Qatar is thus waiting for MbS’ attention to return to Doha. Though Saudi, Bahraini, and Emirati companies are suffering to some degree, and though the embargo caused waves across a peninsula with such close familial links, there is no telling when the Qatar portfolio will bubble back to the surface for MbS. Indeed, the crown prince was simply stating the obvious when, in late October, he said that Qatar is a “very, very, very small issue.” It may have to wait for his ascension to the position of king for MbS to feel as though he has the room, if he chooses, to make a magnanimous gesture to return Qatar to the fold in the name of Gulf unity.
But even then, if Qatar wants a solution, it will have to ascertain what concessions it is willing to make, and it will need to get MbS onside. A sizable investment to Saudi Vision 2030 may grease the wheels. Interestingly, Qatar signed an agreement in September to buy up to 24 British Typhoon fast jets after years of dithering.
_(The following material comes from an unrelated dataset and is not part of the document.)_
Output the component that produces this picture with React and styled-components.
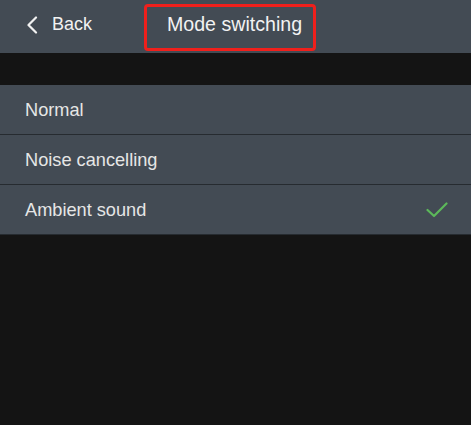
import React from "react";
import styled, { createGlobalStyle } from "styled-components";

const Global = createGlobalStyle`
  html, body { margin: 0; padding: 0; background: #141414; }
  body { font-family: "Liberation Sans", Arial, sans-serif; }
`;

const Page = styled.div`
  width: 471px;
  height: 425px;
  background: #141414;
  display: flex;
  flex-direction: column;
`;

const Header = styled.header`
  height: 53px;
  background: #434b54;
  display: flex;
  align-items: center;
  padding-left: 26px;
  box-sizing: border-box;
`;

const BackButton = styled.div`
  display: flex;
  align-items: center;
  gap: 14px;
  color: #f2f2f2;
  font-size: 18px;
  width: 118px;
  margin-top: -4px;
`;

const TitleBox = styled.div`
  width: 172px;
  height: 47px;
  box-sizing: border-box;
  border: 3px solid #f0201c;
  border-radius: 4px;
  display: flex;
  align-items: center;
  padding: 0 0 5px 20px;
  color: #f2f2f2;
  font-size: 19.6px;
  margin-top: 1px;
`;

const Spacer = styled.div`
  height: 32px;
`;

const List = styled.div`
  display: flex;
  flex-direction: column;
`;

const Row = styled.div`
  height: 50px;
  box-sizing: border-box;
  background: #434b54;
  border-bottom: 1px solid #262b30;
  display: flex;
  align-items: center;
  justify-content: space-between;
  padding: 0 23px 0 25px;
  color: #e6e6e6;
  font-size: 18.2px;
`;

const Label = styled.span`
  margin-top: 1px;
`;

const items = [
  { label: "Normal", selected: false },
  { label: "Noise cancelling", selected: false },
  { label: "Ambient sound", selected: true },
];

export default function App() {
  return (
    <Page>
      <Global />
      <Header>
        <BackButton>
          <svg width="12" height="18" viewBox="0 0 12 18">
            <path d="M10 1.5 L2.5 9 L10 16.5" fill="none" stroke="#f2f2f2" strokeWidth="2.2" strokeLinecap="round" strokeLinejoin="round" />
          </svg>
          <span>Back</span>
        </BackButton>
        <TitleBox>Mode switching</TitleBox>
      </Header>
      <Spacer />
      <List>
        {items.map((it) => (
          <Row key={it.label}>
            <Label>{it.label}</Label>
            {it.selected && (
              <svg width="22" height="16" viewBox="0 0 22 16">
                <path d="M1.5 8 L8 14 L20.5 1.5" fill="none" stroke="#5cb85a" strokeWidth="2.2" strokeLinecap="round" strokeLinejoin="round" />
              </svg>
            )}
          </Row>
        ))}
      </List>
    </Page>
  );
}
Saudi Arabia is one of the world’s largest users of this platform and, in the context of the state’s desire to boost its domestic economy, the kingdom is keen to build as much of the platform domestically as possible. This presents an ideal way for Qatar to, first, integrate itself into a key part of the Saudi economy and, second, promise a significant amount of investment to the Saudi state without it looking like it is paying a bribe. It would also reinforce the narrative that Qatar is seeking to work directly with Saudi Arabia on matters of defence cooperation.
None of this is simple. Gulf politics is changing at an unparalleled rate, which may negate such opportunities, or, though there are no signs presently, the crisis may be solved on a whim tomorrow. Similarly, on the subject of the Typhoon sale, the obstacles from the British side as well as the Saudi and Qatari sides to meaningfully work together in some offset deal are sizable. Qatar hasn’t even signed the final agreement with BAE Systems yet. But Qatar needs to prepare to seize the moment, whenever it arrives, to resolve the crisis if it is not to be relegated for years on end to the status of a peripheral issue.